**Exercise prompt:** Beginning with the line that contains "Clone this screenshot", retype the entries below exactly, ending with the line that contains "type Point = [number, number];". Leave out any pictures.
-- start of Provided data --
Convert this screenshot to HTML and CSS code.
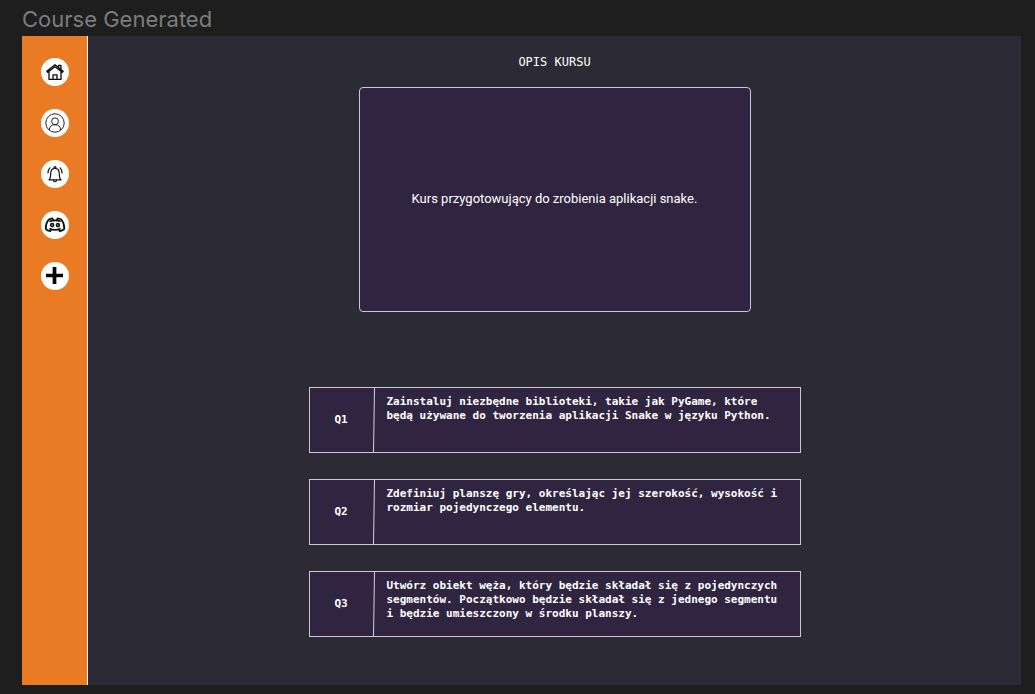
FILE: index.html
```html
<!DOCTYPE html>
<html lang="pl">
<head>
<meta charset="utf-8">
<meta name="viewport" content="width=device-width, initial-scale=1">
<title>Course Generated</title>
<link rel="stylesheet" href="styles.css">
</head>
<body class="canvas">
<header class="frame-label">Course Generated</header>
<div class="frame">
  <nav class="sidebar" aria-label="Menu">
    <a class="nav-link" href="#home" aria-label="Home">
      <svg class="icon" viewBox="0 0 28 28" fill="none" stroke="#080808" stroke-width="1.3" stroke-linejoin="round" stroke-linecap="round">
        <path d="M5.800 13.200 14 6.800l8.200 6.400-.9 1.100L14 8.800l-7.300 5.500zM8 13.700v7.600h12v-7.600M12 21.200v-4.400h4v4.400M17.600 9V7.300h2.300v3.600"/>
      </svg>
    </a>
    <a class="nav-link" href="#profile" aria-label="Profile">
      <svg class="icon" viewBox="0 0 28 28" fill="none" stroke="#222" stroke-width="1">
        <circle cx="14" cy="14" r="9.200"/><circle cx="14" cy="12.300" r="3.400"/><path d="M8.300 21c.2-3.400 2-5.300 5.700-5.300s5.500 1.900 5.700 5.300"/>
      </svg>
    </a>
    <a class="nav-link" href="#alerts" aria-label="Notifications">
      <svg class="icon" viewBox="0 0 28 28" fill="none" stroke="#111" stroke-width="1.200" stroke-linecap="round" stroke-linejoin="round">
        <path d="M8 19.800c1.500-1.200 1.700-2.800 1.700-6 0-3.200 1.600-5.400 4.300-5.400s4.300 2.200 4.300 5.400c0 3.200.2 4.800 1.700 6zM12.300 20c.3 2.300 3.100 2.300 3.400 0M13 8.300c-.3-2.300 2.300-2.300 2 0M8.900 7.900C7.500 9.200 7 10.800 7 13M19.100 7.900c1.400 1.300 1.900 2.900 1.900 5.100"/>
      </svg>
    </a>
    <a class="nav-link" href="#discord" aria-label="Discord">
      <svg class="icon" viewBox="0 0 28 28" fill="none" stroke="#0a120a" stroke-width="1.700" stroke-linejoin="round" stroke-linecap="round">
        <path d="M9 10.200c3.300-1.100 6.700-1.100 10 0M9 17.900c3.300 1.200 6.700 1.200 10 0M12 8.700l-.6-1.300c-1.400.2-2.700.6-3.900 1.300C5.400 11.500 4.500 14.500 4.700 18c1.400 1.100 2.900 1.800 4.500 2.300l1.300-2M16 8.700l.6-1.300c1.400.2 2.700.6 3.900 1.300 2.100 2.800 3 5.800 2.800 9.300-1.400 1.100-2.900 1.800-4.500 2.300l-1.300-2"/>
        <ellipse cx="11.100" cy="14.100" rx="1.400" ry="1.600"/><ellipse cx="16.900" cy="14.100" rx="1.400" ry="1.600"/>
      </svg>
    </a>
    <a class="nav-link" href="#add" aria-label="Add">
      <svg class="icon" viewBox="0 0 28 28" fill="none" stroke="#050508" stroke-width="3.700">
        <path d="M13.500 5v17M5 13.500h17"/>
      </svg>
    </a>
  </nav>
  <main class="content">
    <h1 class="title">OPIS KURSU</h1>
    <section class="description"><p class="description-text">Kurs przygotowujący do zrobienia aplikacji snake.</p></section>
    <ul class="tasks">
      <li class="task">
        <span class="task-number">Q1</span>
        <svg class="divider" viewBox="0 0 2 64" preserveAspectRatio="none"><path d="M1.500 0 .5 64"/></svg>
        <p class="task-text">Zainstaluj niezbędne biblioteki, takie jak PyGame, które będą używane do tworzenia aplikacji Snake w języku Python.</p>
      </li>
      <li class="task">
        <span class="task-number">Q2</span>
        <svg class="divider" viewBox="0 0 2 64" preserveAspectRatio="none"><path d="M1.500 0 .5 64"/></svg>
        <p class="task-text">Zdefiniuj planszę gry, określając jej szerokość, wysokość i rozmiar pojedynczego elementu.</p>
      </li>
      <li class="task">
        <span class="task-number">Q3</span>
        <svg class="divider" viewBox="0 0 2 64" preserveAspectRatio="none"><path d="M1.500 0 .5 64"/></svg>
        <p class="task-text">Utwórz obiekt węża, który będzie składał się z pojedynczych segmentów. Początkowo będzie składał się z jednego segmentu i będzie umieszczony w środku planszy.</p>
      </li>
    </ul>
  </main>
</div>
</body>
</html>
```
FILE: styles.css
```css
* { box-sizing: border-box; }

.canvas {
  display: flex;
  flex-direction: column;
  min-height: 100vh;
  margin: 0;
  padding: 0 14px 9px 22px;
  background: #1e1e1e;
  color: #fff;
  font-family: "DejaVu Sans Mono", monospace;
}

.frame-label {
  padding: 6px 0 4px;
  color: #7c7c7c;
  font: 22px/26px Inter, sans-serif;
}

.frame {
  display: flex;
  flex: 1;
  background: #2b2a35;
}

.sidebar {
  display: flex;
  flex: 0 0 66px;
  flex-direction: column;
  align-items: center;
  gap: 23px;
  padding-top: 22px;
  border-right: 1px solid #fff;
  background: #ea7b25;
}

.nav-link {
  display: flex;
  width: 28px;
  height: 28px;
  border-radius: 50%;
  background: #fff;
}

.icon {
  width: 28px;
  height: 28px;
}

.content {
  display: flex;
  flex: 1;
  flex-direction: column;
  align-items: center;
  min-width: 0;
  padding: 18px 24px 24px;
}

.title {
  margin: 0;
  font-size: 12px;
  font-weight: 400;
  line-height: 16px;
}

.description {
  display: flex;
  align-items: center;
  justify-content: center;
  width: 100%;
  max-width: 392px;
  min-height: 225px;
  margin-top: 17px;
  padding: 16px 16px 18px;
  border: 1px solid #c9c7cf;
  border-radius: 4px;
  background: #2f2540;
}

.description-text {
  margin: 0;
  font: 13px/16px Roboto, sans-serif;
}

.tasks {
  display: flex;
  flex-direction: column;
  gap: 26px;
  width: 100%;
  max-width: 492px;
  margin: 75px 0 0;
  padding: 0;
  list-style: none;
}

.task {
  display: flex;
  min-height: 66px;
  border: 1px solid #c9c7cf;
  background: #2f2540;
  font-size: 11px;
  font-weight: 700;
  line-height: 14px;
}

.task-number {
  flex: 0 0 63px;
  align-self: center;
  text-align: center;
}

.divider {
  flex: 0 0 2px;
  width: 2px;
  height: auto;
  fill: none;
  stroke: #d5d3da;
}

.task-text {
  flex: 1;
  margin: 0;
  padding: 7px 16px 7px 12px;
}
```
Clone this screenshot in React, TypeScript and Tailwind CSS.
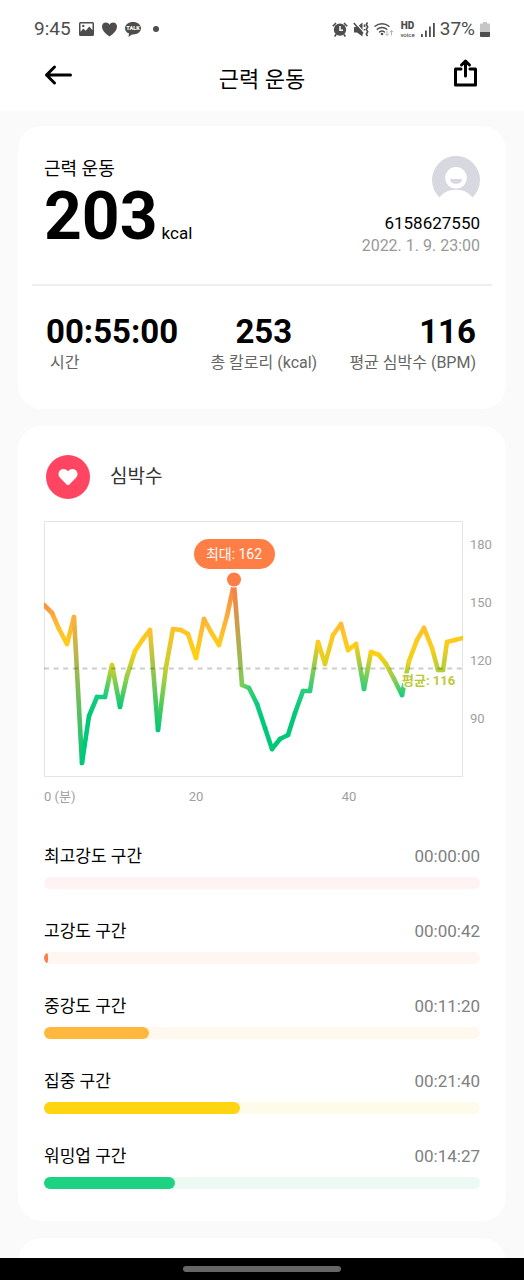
import React from "react";

type Point = [number, number];

const POINTS: Point[] = [
  [0, 84], [8, 92], [15, 108], [23, 123], [30, 96], [38, 242], [45, 195], [53, 176], [61, 176], [68, 144],
  [76, 186], [83, 155], [91, 130], [99, 118], [106, 109], [114, 209], [122, 146], [129, 108], [137, 109], [144, 113],
  [152, 137], [160, 98], [167, 111], [175, 124], [183, 95], [190, 63], [198, 164], [205, 167], [213, 183], [221, 207],
  [228, 228], [236, 218], [244, 214], [251, 192], [259, 170], [266, 170], [274, 121], [281, 143], [289, 114], [297, 103],
  [304, 129], [312, 123], [320, 168], [327, 131], [335, 134], [342, 143], [350, 158], [358, 174], [365, 140], [373, 119],
  [380, 107], [388, 127], [394, 149], [399, 149], [403, 121], [411, 119], [419, 117],
];

const STOPS: [number, number[]][] = [
  [62, [255, 126, 69]],
  [84, [250, 146, 62]],
  [100, [255, 184, 58]],
  [112, [253, 199, 36]],
  [138, [255, 210, 15]],
  [150, [170, 208, 60]],
  [164, [125, 205, 85]],
  [168, [45, 206, 125]],
  [176, [20, 204, 130]],
  [195, [0, 200, 120]],
];

function colorAt(y: number): string {
  if (y <= STOPS[0][0]) return `rgb(${STOPS[0][1].join(",")})`;
  for (let i = 1; i < STOPS.length; i++) {
    const [y1, c1] = STOPS[i];
    const [y0, c0] = STOPS[i - 1];
    if (y <= y1) {
      const t = (y - y0) / (y1 - y0);
      return `rgb(${c0.map((c, k) => Math.round(c + (c1[k] - c) * t)).join(",")})`;
    }
  }
  return `rgb(${STOPS[STOPS.length - 1][1].join(",")})`;
}

function HeartRateChart() {
  return (
    <svg
      viewBox="0 0 448 290"
      className="block w-full font-['Roboto','Noto_Sans_CJK_KR',sans-serif]"
      role="img"
      aria-label="심박수"
    >
      <defs>
        {POINTS.slice(1).map(([x, y], i) => (
          <linearGradient
            key={i}
            id={`seg${i}`}
            gradientUnits="userSpaceOnUse"
            x1={POINTS[i][0]}
            y1={POINTS[i][1]}
            x2={x}
            y2={y}
          >
            <stop offset="0" stopColor={colorAt(POINTS[i][1])} />
            <stop offset="1" stopColor={colorAt(y)} />
          </linearGradient>
        ))}
        <clipPath id="plot">
          <rect x="0" y="0" width="419" height="257" />
        </clipPath>
      </defs>
      <rect x="0.5" y="0.5" width="418" height="255" fill="none" stroke="#e4e4e4" />
      <g clipPath="url(#plot)" strokeWidth="4.6" strokeLinecap="round">
        {POINTS.slice(1).map(([x, y], i) => (
          <line key={i} x1={POINTS[i][0]} y1={POINTS[i][1]} x2={x} y2={y} stroke={`url(#seg${i})`} />
        ))}
      </g>
      <line x1="0" y1="147.5" x2="419" y2="147.5" stroke="#000" strokeOpacity="0.2" strokeWidth="2" strokeDasharray="5 4.6" />
      <circle cx="190" cy="58.5" r="8" fill="#fff" />
      <circle cx="190" cy="58.5" r="7" fill="#ff7e45" />
      <rect x="150" y="18" width="81" height="30" rx="15" fill="#ff7e45" />
      <text x="190" y="38" fontSize="14" fill="#fff" textAnchor="middle">최대: 162</text>
      <text x="358" y="164" fontSize="13" fontWeight="700" fill="#bcc935" stroke="#fff" strokeWidth="3" paintOrder="stroke">
        평균: 116
      </text>
      <g fontSize="13" fill="#a0a0a0">
        <text x="426" y="28">180</text>
        <text x="426" y="86">150</text>
        <text x="426" y="144">120</text>
        <text x="426" y="202">90</text>
        <text x="0" y="280">0 (분)</text>
        <text x="152" y="280" textAnchor="middle">20</text>
        <text x="305" y="280" textAnchor="middle">40</text>
      </g>
    </svg>
  );
}

const ZONES = [
  { name: "최고강도 구간", time: "00:00:00", percent: 0, track: "bg-[#fff3f3]", fill: "bg-[#ff4a5f]" },
  { name: "고강도 구간", time: "00:00:42", percent: 1, track: "bg-[#fff5f1]", fill: "bg-[#f9804c]" },
  { name: "중강도 구간", time: "00:11:20", percent: 24, track: "bg-[#fff8ee]", fill: "bg-[#ffb83d]" },
  { name: "집중 구간", time: "00:21:40", percent: 45, track: "bg-[#fffbea]", fill: "bg-[#ffd410]" },
  { name: "워밍업 구간", time: "00:14:27", percent: 30, track: "bg-[#edfaf4]", fill: "bg-[#1dd282]" },
];

function StatusBar() {
  return (
    <div className="flex h-[58px] items-center justify-between px-[34px] text-[19px] text-[#4d4d4d]">
      <div className="flex items-center gap-2">
        <span>9:45</span>
        <svg width="15" height="14" viewBox="0 0 15 14" aria-hidden="true">
          <path
            fillRule="evenodd"
            fill="currentColor"
            d="M1.5 0h12A1.5 1.5 0 0 1 15 1.5v11a1.5 1.5 0 0 1-1.5 1.5h-12A1.5 1.5 0 0 1 0 12.5v-11A1.5 1.5 0 0 1 1.5 0ZM1.5 1.5v8.2l2.8-3.2 2.4 2.3 3.6-4.3 3.2 3.7V1.5Zm2.8 1.2a1.2 1.2 0 1 1 0 2.4 1.2 1.2 0 0 1 0-2.4Z"
          />
        </svg>
        <svg width="15" height="15" viewBox="0 0 15 15" aria-hidden="true">
          <path
            fill="currentColor"
            d="M7.5 14.5C5.5 13 0 9.5 0 4.6 0 2 1.8.5 3.8.5c1.6 0 2.9.8 3.7 2.2C8.3 1.3 9.6.5 11.2.5c2 0 3.8 1.5 3.8 4.1 0 4.9-5.5 8.4-7.5 9.9Z"
          />
        </svg>
        <svg width="16" height="15" viewBox="0 0 16 15" aria-hidden="true">
          <path fill="currentColor" d="M8 0c4.5 0 8 2.7 8 6.2s-3.5 6.2-8 6.2h-1L3.4 15l.7-3.4C1.6 10.6 0 8.6 0 6.2 0 2.7 3.5 0 8 0Z" />
          <text x="8" y="8.2" textAnchor="middle" fontSize="5.5" fontWeight="900" fill="#fff">TALK</text>
        </svg>
        <span className="ml-1 size-[6px] rounded-full bg-[#4d4d4d]" />
      </div>
      <div className="flex items-center gap-[5px]">
        <svg width="16" height="15" viewBox="0 0 16 15" fill="none" stroke="currentColor" aria-hidden="true">
          <circle cx="8" cy="7.6" r="6.2" fill="currentColor" stroke="none" />
          <path strokeWidth="1.6" d="M.8 4.2 4 1M15.2 4.2 12 1M4.3 12.2l-1.7 2.3M11.7 12.2l1.7 2.3" />
          <path stroke="#fff" strokeWidth="1.5" d="M8 4v4.3h3" />
        </svg>
        <svg width="16" height="15" viewBox="0 0 16 15" fill="none" stroke="currentColor" aria-hidden="true">
          <path fill="currentColor" stroke="none" d="M1 5h3l5.5-4.500v14L4 10.500H1Z" />
          <path stroke="#fff" strokeWidth="1.2" d="M2.2.5 11 10.500" />
          <path strokeWidth="1.6" d="M.8 1 10 11.500" />
          <path strokeWidth="1.6" d="M11.500 2.500v2.500M11.500 7v1.500" />
          <path strokeWidth="1.6" d="m14.500.5-1.200 2L14.700 5l-1.400 2.300 1.400 2.400-1.400 2.300 1.200 2.200" />
        </svg>
        <svg width="20" height="15" viewBox="0 0 20 15" fill="none" stroke="currentColor" aria-hidden="true">
          <path strokeWidth="1.4" strokeLinecap="round" d="M1 4.300a11 11 0 0 1 14 0M3.200 7.300a7.400 7.400 0 0 1 9.600 0M5.500 10a4 4 0 0 1 5 0" />
          <circle cx="8" cy="12" r="1.3" fill="currentColor" stroke="none" />
          <path stroke="#b5b5b5" d="M13 8.500v5M11.300 11.800 13 13.500l1.700-1.700M17.500 13.500v-5M15.800 10.200l1.700-1.700 1.700 1.700" />
        </svg>
        <svg width="17" height="20" viewBox="0 0 17 20" aria-hidden="true">
          <text x="8.5" y="9.5" textAnchor="middle" fontSize="10" fontWeight="900" fill="currentColor">HD</text>
          <text x="8.5" y="17.5" textAnchor="middle" fontSize="6" fontWeight="500" fill="currentColor">voice</text>
        </svg>
        <svg width="14" height="15" viewBox="0 0 14 15" fill="currentColor" aria-hidden="true">
          <path d="M0 12h1.8v3H0ZM4 8.5h1.8V15H4ZM8 4.5h1.8V15H8ZM12 1h1.8v14H12Z" />
        </svg>
        <span>37%</span>
        <svg width="10" height="15" viewBox="0 0 10 15" aria-hidden="true">
          <path fill="#c6c6c6" d="M3 0h4v1.5h2a1 1 0 0 1 1 1V10H0V2.5a1 1 0 0 1 1-1h2Z" />
          <path fill="#4d4d4d" d="M0 10h10v4a1 1 0 0 1-1 1H1a1 1 0 0 1-1-1Z" />
        </svg>
      </div>
    </div>
  );
}

function Stat({ value, label, className }: { value: string; label: string; className: string }) {
  return (
    <div className={`flex flex-col ${className}`}>
      <dt className="order-last text-[16px] leading-6 text-[#666]">{label}</dt>
      <dd className="text-[33px] leading-[39px] font-bold">{value}</dd>
    </div>
  );
}

export default function App() {
  return (
    <div className="flex h-screen flex-col bg-[#fafafa] font-['Roboto','Noto_Sans_CJK_KR',sans-serif] text-black">
      <header className="shrink-0 bg-white">
        <StatusBar />
        <div className="grid h-[53px] grid-cols-[1fr_auto_1fr] items-start px-11">
          <button type="button" aria-label="뒤로" className="mt-[6px] justify-self-start">
            <svg width="28" height="22" viewBox="0 0 28 22" fill="none" stroke="currentColor" strokeWidth="3" strokeLinecap="round" strokeLinejoin="round">
              <path d="M26.5 11H2.5M10.5 3l-8 8 8 8" />
            </svg>
          </button>
          <h1 className="mt-1 text-[22px] leading-9">근력 운동</h1>
          <button type="button" aria-label="공유" className="justify-self-end">
            <svg width="28" height="30" viewBox="0 0 28 30" fill="none" stroke="currentColor" strokeWidth="3" strokeLinecap="round" strokeLinejoin="round">
              <path d="M9 11H3.5v16h20V11H18M13.5 18V3.5M9.5 7l4-4 4 4" />
            </svg>
          </button>
        </div>
      </header>

      <main className="flex min-h-0 flex-1 flex-col gap-[17px] overflow-y-auto px-[18px] pt-[15px] [scrollbar-width:none]">
        <section className="shrink-0 rounded-3xl bg-white px-[14px] pt-[30px] pb-[34px]">
          <div className="flex justify-between border-b-2 border-[#eeeeee] px-3 pb-[27px]">
            <div className="flex flex-col">
              <h2 className="text-[18px] leading-[26px]">근력 운동</h2>
              <p className="mt-[2px] flex items-baseline gap-1 text-[17px]">
                <span className="text-[66px] leading-[66px] font-bold">203</span>
                kcal
              </p>
            </div>
            <div className="flex flex-col items-end">
              <svg width="48" height="48" viewBox="0 0 48 48" aria-hidden="true">
                <path
                  fill="#d8d8e0"
                  fillRule="evenodd"
                  d="M7.6 41.5a24 24 0 1 1 32.8 0C37 36.5 31 33.8 24 33.8S11 36.5 7.6 41.5ZM24 11a10.8 10.8 0 1 0 0 21.6A10.8 10.8 0 0 0 24 11Z"
                />
                <path fill="#d8d8e0" d="M18 23h12c0 3.2-2.8 4.8-6 4.8S18 26.2 18 23Z" />
              </svg>
              <span className="mt-2 text-[17px] leading-[22px]">6158627550</span>
              <time className="text-[16px] leading-[23px] text-[#999]">2022. 1. 9. 23:00</time>
            </div>
          </div>
          <dl className="flex justify-between pt-[26px] pr-4 pl-[14px]">
            <Stat value="00:55:00" label="시간" className="items-start [&>dt]:pl-1" />
            <Stat value="253" label="총 칼로리 (kcal)" className="items-center" />
            <Stat value="116" label="평균 심박수 (BPM)" className="items-end" />
          </dl>
        </section>

        <section className="shrink-0 rounded-3xl bg-white pt-[29px] pb-8">
          <div className="flex items-center gap-5 px-7">
            <span className="flex size-11 items-center justify-center rounded-full bg-[#ff4561]">
              <svg width="20" height="18" viewBox="0 0 20 18" aria-hidden="true">
                <path
                  fill="#fff"
                  d="M8.6 16.4 2 9.7C-.2 7.4.2 4 2.2 2.3c2.3-2 5.5-1.5 7.8.9 2.3-2.4 5.5-2.9 7.8-.9 2 1.7 2.4 5.1.2 7.4l-6.6 6.7c-.8.8-2 .8-2.8 0Z"
                />
              </svg>
            </span>
            <h2 className="text-[19px] text-[#333]">심박수</h2>
          </div>
          <div className="mt-[22px] pr-[14px] pl-[26px]">
            <HeartRateChart />
          </div>
          <ul className="mt-[31px] flex flex-col gap-7 px-[26px]">
            {ZONES.map((zone) => (
              <li key={zone.name} className="flex flex-col gap-[6px]">
                <div className="flex justify-between text-[17px] leading-[29px]">
                  <span>{zone.name}</span>
                  <span className="text-[#808080]">{zone.time}</span>
                </div>
                <div className={`h-3 overflow-hidden rounded-full ${zone.track}`}>
                  <div className={`h-full rounded-r-full ${zone.fill}`} style={{ width: `${zone.percent}%` }} />
                </div>
              </li>
            ))}
          </ul>
        </section>

        <section className="h-40 shrink-0 rounded-3xl bg-white" />
      </main>

      <footer className="flex h-[22px] shrink-0 items-center justify-center bg-black">
        <span className="h-[6px] w-[30%] rounded-full bg-[#666]" />
      </footer>
    </div>
  );
}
-- end of Provided data --
**Result of the exercise:**
Clone this screenshot in React, TypeScript and Tailwind CSS.
import React from "react";

type Point = [number, number];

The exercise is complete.